Will he wear the poncho? Can I find one on ebay? (Don't they have an ad about that?) Should I just get the standard rain gear so he can fit in and be uncomfortable like everyone else? Should I vacuum pack his clothing in ziploc bags even though he doesn't know how to use ziplocs and will, once he's ripped out the clothing items inside, no doubt leave them blowing about South Korea? Or should I let him pack his own bags, choose his own rain gear, and suffer the consequences?

One thing I learned at Grandpa's funeral. He really got the whole adolescent boy thing. He understood that "be prepared" applied even more to the scoutmaster. We grownups seem to swerve unpredictably between the extremes--taking over and giving up.

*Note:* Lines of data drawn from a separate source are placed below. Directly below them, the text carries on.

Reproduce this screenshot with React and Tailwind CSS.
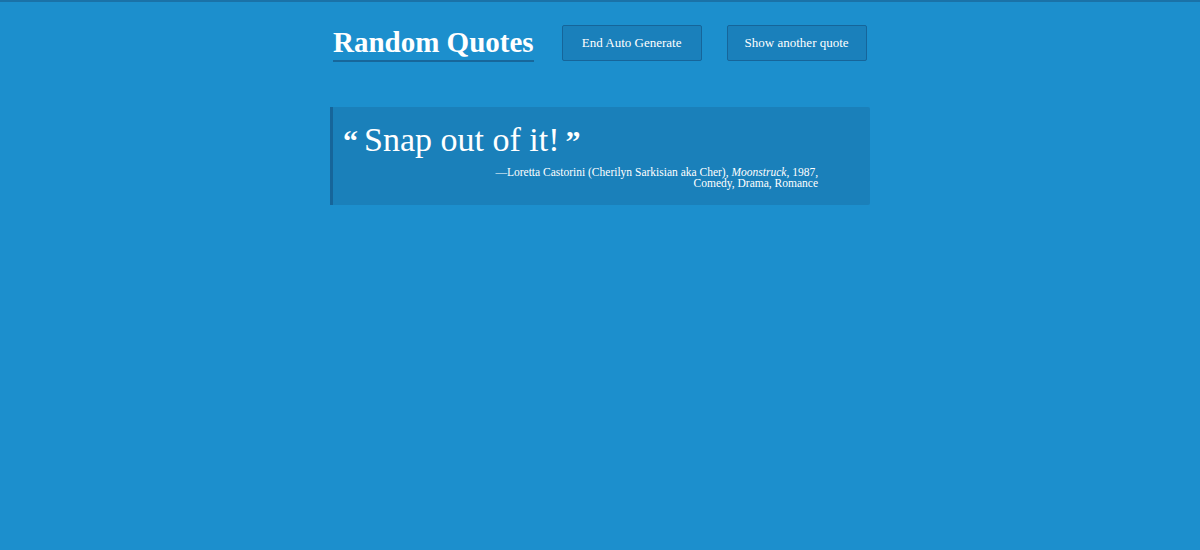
import React from "react";

export default function App() {
  const serif = { fontFamily: '"Liberation Serif", "DejaVu Serif", serif' };

  return (
    <div className="min-h-[550px] w-full bg-[#1c8fcd] border-t-2 border-[#1a72a8] text-white" style={serif}>
      <div className="mx-auto w-[540px] pt-[21px]">
        <header className="flex items-center pl-[3px]">
          <h1 className="mt-[2px] text-[29px] font-bold leading-[34px] border-b-2 border-[#17679b] pb-[1px]">
            Random Quotes
          </h1>
          <button className="ml-[28px] w-[140px] h-[36px] bg-[#1a80bb] border border-[#16659a] rounded-[2px] text-[13px] text-white">
            End Auto Generate
          </button>
          <button className="ml-[25px] w-[140px] h-[36px] bg-[#1a80bb] border border-[#16659a] rounded-[2px] text-[13px] text-white">
            Show another quote
          </button>
        </header>

        <blockquote className="mt-[45px] bg-[#1a80ba] border-l-[3px] border-[#16659a] pl-[10px] pr-[52px] pt-[13px] pb-[16px] rounded-r-[2px]">
          <p className="text-[34px] leading-[40px]">
            <span className="font-bold text-[30px] mr-[6px]">“</span>
            Snap out of it!
            <span className="font-bold text-[30px] ml-[6px]">”</span>
          </p>
          <footer className="mt-[6px] text-right text-[11.5px] leading-[11px]">
            <div>
              —Loretta Castorini (Cherilyn Sarkisian aka Cher), <i>Moonstruck</i>, 1987,
            </div>
            <div>Comedy, Drama, Romance</div>
          </footer>
        </blockquote>
      </div>
    </div>
  );
}
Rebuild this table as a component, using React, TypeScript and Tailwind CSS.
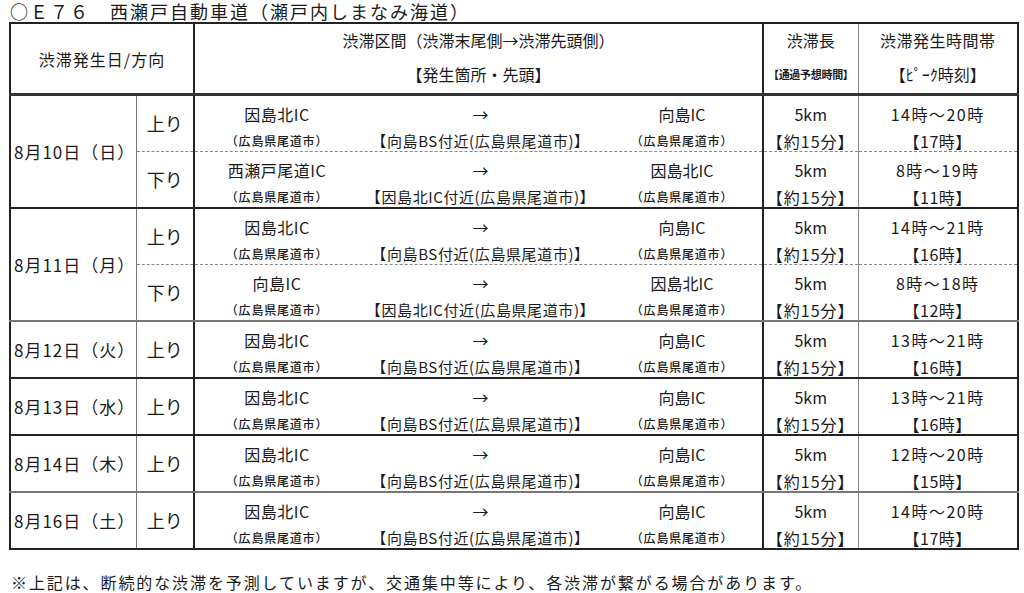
const font = { fontFamily: '"Noto Sans CJK JP", "Noto Sans", sans-serif' };

type Leg = {
  dir: string;
  from: string;
  head: string;
  to: string;
  time: string;
  peak: string;
};

type Day = { date: string; legs: Leg[]; sep: string };

const days: Day[] = [
  {
    date: "8月10日（日）",
    sep: "border-b-2 border-b-[#222]",
    legs: [
      { dir: "上り", from: "因島北IC", head: "【向島BS付近(広島県尾道市)】", to: "向島IC", time: "14時～20時", peak: "【17時】" },
      { dir: "下り", from: "西瀬戸尾道IC", head: "【因島北IC付近(広島県尾道市)】", to: "因島北IC", time: "8時～19時", peak: "【11時】" },
    ],
  },
  {
    date: "8月11日（月）",
    sep: "border-b-2 border-b-[#777]",
    legs: [
      { dir: "上り", from: "因島北IC", head: "【向島BS付近(広島県尾道市)】", to: "向島IC", time: "14時～21時", peak: "【16時】" },
      { dir: "下り", from: "向島IC", head: "【因島北IC付近(広島県尾道市)】", to: "因島北IC", time: "8時～18時", peak: "【12時】" },
    ],
  },
  {
    date: "8月12日（火）",
    sep: "border-b-2 border-b-[#222]",
    legs: [{ dir: "上り", from: "因島北IC", head: "【向島BS付近(広島県尾道市)】", to: "向島IC", time: "13時～21時", peak: "【16時】" }],
  },
  {
    date: "8月13日（水）",
    sep: "border-b-2 border-b-[#222]",
    legs: [{ dir: "上り", from: "因島北IC", head: "【向島BS付近(広島県尾道市)】", to: "向島IC", time: "13時～21時", peak: "【16時】" }],
  },
  {
    date: "8月14日（木）",
    sep: "border-b-2 border-b-[#777]",
    legs: [{ dir: "上り", from: "因島北IC", head: "【向島BS付近(広島県尾道市)】", to: "向島IC", time: "12時～20時", peak: "【15時】" }],
  },
  {
    date: "8月16日（土）",
    sep: "",
    legs: [{ dir: "上り", from: "因島北IC", head: "【向島BS付近(広島県尾道市)】", to: "向島IC", time: "14時～20時", peak: "【17時】" }],
  },
];

// main line + smaller note line, shared by every cell of a leg row
const top = "h-[36px] leading-[36px]";
const sub = "h-[19px] leading-[18px] whitespace-nowrap";

function LegCells({ leg, last, sep }: { leg: Leg; last: boolean; sep: string }) {
  const b = last ? sep : "border-b border-b-[#888] [border-bottom-style:dashed]";
  return (
    <>
      <td className={`border-l border-l-[#777] border-r-2 border-r-[#222] text-center text-[18px] ${b}`}>{leg.dir}</td>
      <td className={`p-0 ${b}`}>
        <div className="grid grid-cols-[164px_243px_1fr] h-[55px]">
          <div className="flex flex-col items-center">
            <div className={`text-[16px] tracking-[0.5px] ${top}`}>{leg.from}</div>
            <div className={`text-[12px] font-medium tracking-[0.8px] ${sub}`}>（広島県尾道市）</div>
          </div>
          <div className="flex flex-col items-center">
            <div className={`text-[16px] ${top}`}>→</div>
            <div className={`text-[15px] tracking-[0.6px] ${sub}`}>{leg.head}</div>
          </div>
          <div className="flex flex-col items-center">
            <div className={`text-[16px] ${top}`}>{leg.to}</div>
            <div className={`text-[12px] font-medium tracking-[0.8px] ${sub}`}>（広島県尾道市）</div>
          </div>
        </div>
      </td>
      <td className={`border-l-2 border-l-[#222] p-0 text-center ${b}`}>
        <div className={`text-[16px] ${top}`}>5km</div>
        <div className={`text-[16px] tracking-[1px] ${sub}`}>【約15分】</div>
      </td>
      <td className={`border-l border-l-[#888] p-0 text-center ${b}`}>
        <div className={`text-[16px] tracking-[1.5px] ${top}`}>{leg.time}</div>
        <div className={`text-[16px] tracking-[0.5px] ${sub}`}>{leg.peak}</div>
      </td>
    </>
  );
}

export default function App() {
  return (
    <div className="w-[1024px] h-[593px] bg-white text-[#1a1a1a] overflow-hidden" style={font}>
      <div className="pl-[10px] h-[22px] text-[18px] leading-[22px] tracking-[2px] whitespace-nowrap">○Ｅ７６　西瀬戸自動車道（瀬戸内しまなみ海道）</div>
      <table className="ml-[9px] w-[1010px] border-collapse border-2 border-[#222] table-fixed">
        <colgroup>
          <col className="w-[126px]" />
          <col className="w-[58px]" />
          <col className="w-[569px]" />
          <col className="w-[95px]" />
          <col />
        </colgroup>
        <thead>
          <tr className="h-[69px] border-b-[3px] border-b-[#333]">
            <th colSpan={2} className="font-normal text-[16px] text-center tracking-[1px]">渋滞発生日/方向</th>
            <th className="font-normal border-l-2 border-l-[#222] p-0">
              <div className="text-[16px] h-[34px] leading-[32px]">渋滞区間（渋滞末尾側→渋滞先頭側）</div>
              <div className="text-[16px] h-[35px] leading-[32px]">【発生箇所・先頭】</div>
            </th>
            <th className="font-normal border-l-2 border-l-[#222] p-0">
              <div className="text-[16px] h-[34px] leading-[32px]">渋滞長</div>
              <div className="text-[11px] font-semibold h-[35px] leading-[32px] tracking-[-0.3px] whitespace-nowrap">【通過予想時間】</div>
            </th>
            <th className="font-normal border-l border-l-[#888] p-0">
              <div className="text-[16px] h-[34px] leading-[32px] tracking-[0.5px]">渋滞発生時間帯</div>
              <div className="text-[16px] h-[35px] leading-[32px]">【ﾋﾟｰｸ時刻】</div>
            </th>
          </tr>
        </thead>
        <tbody>
          {days.map((d) =>
            d.legs.map((leg, i) => (
              <tr key={d.date + leg.dir}>
                {i === 0 && (
                  <td rowSpan={d.legs.length} className={`text-[17px] pl-[3px] tracking-[1px] whitespace-nowrap ${d.sep}`}>
                    {d.date}
                  </td>
                )}
                <LegCells leg={leg} last={i === d.legs.length - 1} sep={d.sep} />
              </tr>
            ))
          )}
        </tbody>
      </table>
      <div className="pl-[11px] mt-[20px] text-[16px] leading-[24px] tracking-[1.9px] whitespace-nowrap">
        ※上記は、断続的な渋滞を予測していますが、交通集中等により、各渋滞が繋がる場合があります。
      </div>
    </div>
  );
}
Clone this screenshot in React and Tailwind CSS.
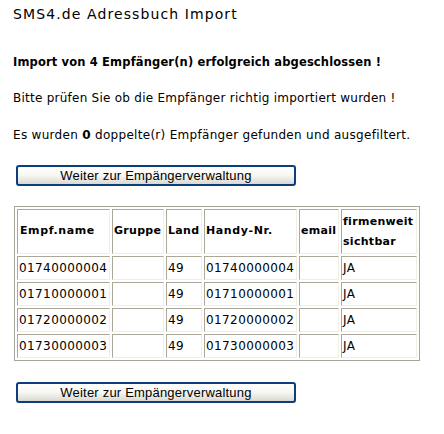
import React from "react";

const rows = [
	["01740000004", "", "49", "01740000004", "", "JA"],
	["01710000001", "", "49", "01710000001", "", "JA"],
	["01720000002", "", "49", "01720000002", "", "JA"],
	["01730000003", "", "49", "01730000003", "", "JA"],
];

const cell =
	"border border-t-[#aca899] border-l-[#aca899] border-b-[#f1efe2] border-r-[#f1efe2] px-px align-middle";

function WeiterButton() {
	return (
		<button className="block ml-[16px] w-[280px] h-[21px] rounded-[3px] border-2 border-[#0c3d7c] bg-gradient-to-b from-white via-[#f6f6f2] to-[#d9d8d0] text-[13px] text-black font-['Liberation_Sans',sans-serif] tracking-[0.2px] leading-none">
			Weiter zur Empängerverwaltung
		</button>
	);
}

export default function App() {
	return (
		<div className="w-[444px] h-[434px] bg-white text-black font-['DejaVu_Sans',Verdana,sans-serif] overflow-hidden">
			{/* TITLE */}
			<h1 className="pl-[13px] pt-[6px] text-[14px] tracking-[1.1px] leading-[16px]">
				SMS4.de Adressbuch Import
			</h1>

			<p className="pl-[13px] mt-[33px] text-[11.5px] font-bold tracking-[0.15px] leading-[14px]">
				Import von 4 Empfänger(n) erfolgreich abgeschlossen !
			</p>

			<p className="pl-[13px] mt-[22px] text-[12px] tracking-[0.25px] leading-[14px]">
				Bitte prüfen Sie ob die Empfänger richtig importiert wurden !
			</p>

			<p className="pl-[13px] mt-[23px] text-[12px] tracking-[0.3px] leading-[14px]">
				Es wurden <b>0</b> doppelte(r) Empfänger gefunden und ausgefiltert.
			</p>

			<div className="mt-[23px]">
				<WeiterButton />
			</div>

			{/* TABLE */}
			<table className="ml-[14px] mt-[20px] w-[404px] table-fixed border-separate border-spacing-[2px] border border-[#a5a59c] text-[12px] tracking-[0.4px]">
				<colgroup>
					<col className="w-[93px]" />
					<col className="w-[52px]" />
					<col className="w-[36px]" />
					<col className="w-[93px]" />
					<col className="w-[40px]" />
					<col className="w-[76px]" />
				</colgroup>
				<thead>
					<tr className="h-[45px] font-bold text-left text-[11px]">
						<th className={cell + " tracking-[0.6px] pl-[2px]"}>Empf.name</th>
						<th className={cell + " tracking-[0.3px]"}>Gruppe</th>
						<th className={cell + " tracking-[0.3px]"}>Land</th>
						<th className={cell + " tracking-[0.6px]"}>Handy-Nr.</th>
						<th className={cell + " tracking-[0.3px]"}>email</th>
						<th className={cell + " leading-[20px] tracking-[0.3px]"}>
							firmenweit
							<br />
							sichtbar
						</th>
					</tr>
				</thead>
				<tbody>
					{rows.map((r, i) => (
						<tr key={i} className="h-[24px]">
							{r.map((v, j) => (
								<td key={j} className={cell}>
									{v}
								</td>
							))}
						</tr>
					))}
				</tbody>
			</table>

			<div className="mt-[21px]">
				<WeiterButton />
			</div>
		</div>
	);
}
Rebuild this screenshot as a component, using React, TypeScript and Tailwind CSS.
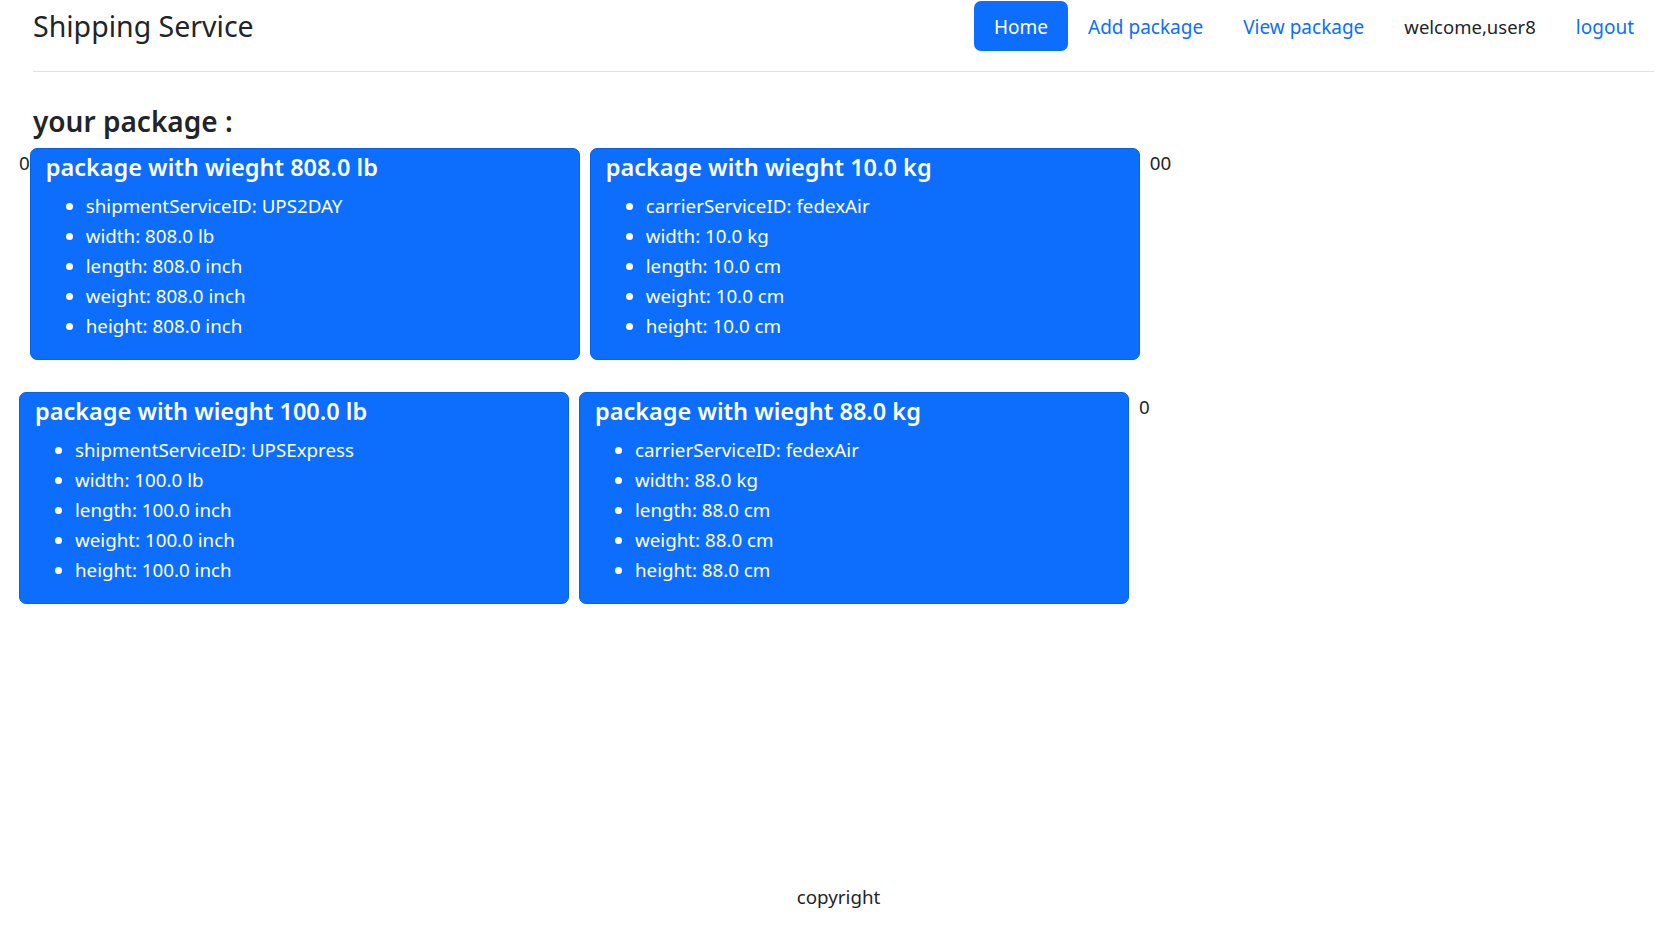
const packages = [
  {
    title: "package with wieght 808.0 lb",
    items: [
      "shipmentServiceID: UPS2DAY",
      "width: 808.0 lb",
      "length: 808.0 inch",
      "weight: 808.0 inch",
      "height: 808.0 inch",
    ],
  },
  {
    title: "package with wieght 10.0 kg",
    items: [
      "carrierServiceID: fedexAir",
      "width: 10.0 kg",
      "length: 10.0 cm",
      "weight: 10.0 cm",
      "height: 10.0 cm",
    ],
  },
  {
    title: "package with wieght 100.0 lb",
    items: [
      "shipmentServiceID: UPSExpress",
      "width: 100.0 lb",
      "length: 100.0 inch",
      "weight: 100.0 inch",
      "height: 100.0 inch",
    ],
  },
  {
    title: "package with wieght 88.0 kg",
    items: [
      "carrierServiceID: fedexAir",
      "width: 88.0 kg",
      "length: 88.0 cm",
      "weight: 88.0 cm",
      "height: 88.0 cm",
    ],
  },
];

const PackageCard = ({ pkg }: { pkg: (typeof packages)[number] }) => {
  return (
    <div className="w-[550px] mr-[10px] shrink-0 bg-[#0d6efd] text-white border border-[#0b62e0] rounded-[7px] pt-[3px] px-[15px]">
      <h5 className="text-[23.5px] leading-[30px] font-semibold mb-[9px]">{pkg.title}</h5>
      <ul className="list-disc pl-[40px] pb-[18px]">
        {pkg.items.map((item) => (
          <li key={item} className="leading-[30px]">
            {item}
          </li>
        ))}
      </ul>
    </div>
  );
};

export default function App() {
  return (
    <div className="min-h-screen flex flex-col bg-white text-[#212529] font-['Noto_Sans',sans-serif] text-[18.75px] leading-[30px]">
      {/* top nav */}
      <header className="ml-[33px] mr-[23px] h-[72px] pt-[1px] flex items-start justify-between border-b border-[#dee2e6]">
        <a className="mt-[6px] text-[28.5px] leading-[38px] text-[#212529]">Shipping Service</a>
        <nav className="flex items-center text-[19px]">
          <a className="px-5 pt-[11px] pb-[9px] rounded-[7px] bg-[#0d6efd] text-white">Home</a>
          <a className="px-5 pt-[11px] pb-[9px] text-[#0d6efd]">Add package</a>
          <a className="px-5 pt-[11px] pb-[9px] text-[#0d6efd]">View package</a>
          <span className="px-5 pt-[11px] pb-[9px] text-[18.5px]">welcome,user8</span>
          <a className="px-5 pt-[11px] pb-[9px] text-[#0d6efd]">logout</a>
        </nav>
      </header>

      <main className="flex-1 pt-[31px]">
        <h4 className="ml-[33px] text-[28px] leading-[36px] font-semibold mb-[9px]">your package :</h4>

        <div className="pl-[19px] flex items-start">
          <span>0</span>
          <PackageCard pkg={packages[0]} />
          <PackageCard pkg={packages[1]} />
          <span>00</span>
        </div>

        <div className="pl-[19px] mt-[32px] flex items-start">
          <PackageCard pkg={packages[2]} />
          <PackageCard pkg={packages[3]} />
          <span>0</span>
        </div>
      </main>

      <footer className="text-center pb-[14px] text-[#212529]">copyright</footer>
    </div>
  );
}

One moment, we're jumping in ziploc-ing everything in the poor kid's suitcase. Control! Control! The next minute, we're tossing the whole job onto the kid, watching in some amusement as he tries to survive a weekend on one pair of socks and three cans of tuna. But Grandpa was different. He cared about that little scout, huddled in his sleeping bag with cold feet. Then he planned ahead. Every scout that brought a towel got a hot rock. A little responsibility, a lot of backup. The most excruciating way possible to raise a child. And, I think, perhaps the most successful.